## Task prompt
Only lines with the string "React" matter here; gather them from the material below.

## Dataset extract
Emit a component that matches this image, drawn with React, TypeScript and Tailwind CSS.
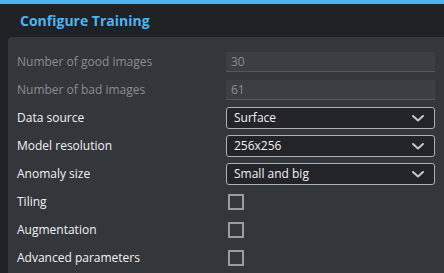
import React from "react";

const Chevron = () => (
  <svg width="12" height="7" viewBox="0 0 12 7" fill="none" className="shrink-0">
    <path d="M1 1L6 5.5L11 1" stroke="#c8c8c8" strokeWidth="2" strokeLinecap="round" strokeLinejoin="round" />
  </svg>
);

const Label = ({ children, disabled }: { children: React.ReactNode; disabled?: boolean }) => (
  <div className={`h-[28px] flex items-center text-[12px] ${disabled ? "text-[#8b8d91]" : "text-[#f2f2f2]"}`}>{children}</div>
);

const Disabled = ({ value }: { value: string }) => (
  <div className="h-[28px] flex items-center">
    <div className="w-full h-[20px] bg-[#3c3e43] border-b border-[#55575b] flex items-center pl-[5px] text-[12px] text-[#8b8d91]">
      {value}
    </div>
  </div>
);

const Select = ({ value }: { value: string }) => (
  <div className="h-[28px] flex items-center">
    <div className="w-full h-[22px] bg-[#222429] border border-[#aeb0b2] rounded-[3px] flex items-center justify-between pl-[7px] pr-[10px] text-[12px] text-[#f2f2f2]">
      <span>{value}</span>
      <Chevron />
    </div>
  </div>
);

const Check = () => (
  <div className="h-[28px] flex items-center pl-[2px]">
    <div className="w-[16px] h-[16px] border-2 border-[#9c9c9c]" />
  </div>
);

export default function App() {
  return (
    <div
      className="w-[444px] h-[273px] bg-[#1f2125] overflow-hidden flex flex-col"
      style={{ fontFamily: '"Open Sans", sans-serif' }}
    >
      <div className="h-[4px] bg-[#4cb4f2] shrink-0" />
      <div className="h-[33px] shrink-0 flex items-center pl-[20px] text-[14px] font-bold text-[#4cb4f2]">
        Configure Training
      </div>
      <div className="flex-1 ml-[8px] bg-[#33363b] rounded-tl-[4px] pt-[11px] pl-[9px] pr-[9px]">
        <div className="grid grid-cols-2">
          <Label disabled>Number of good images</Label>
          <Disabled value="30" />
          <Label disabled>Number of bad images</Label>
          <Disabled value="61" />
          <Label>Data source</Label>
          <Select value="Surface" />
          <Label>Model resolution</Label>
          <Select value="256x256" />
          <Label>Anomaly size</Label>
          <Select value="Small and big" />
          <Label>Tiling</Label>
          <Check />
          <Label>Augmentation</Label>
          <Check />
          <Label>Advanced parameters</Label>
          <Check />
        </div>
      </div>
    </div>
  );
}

## Written answer
Emit a component that matches this image, drawn with React, TypeScript and Tailwind CSS.
import React from "react";
const Label = ({ children, disabled }: { children: React.ReactNode; disabled?: boolean }) => (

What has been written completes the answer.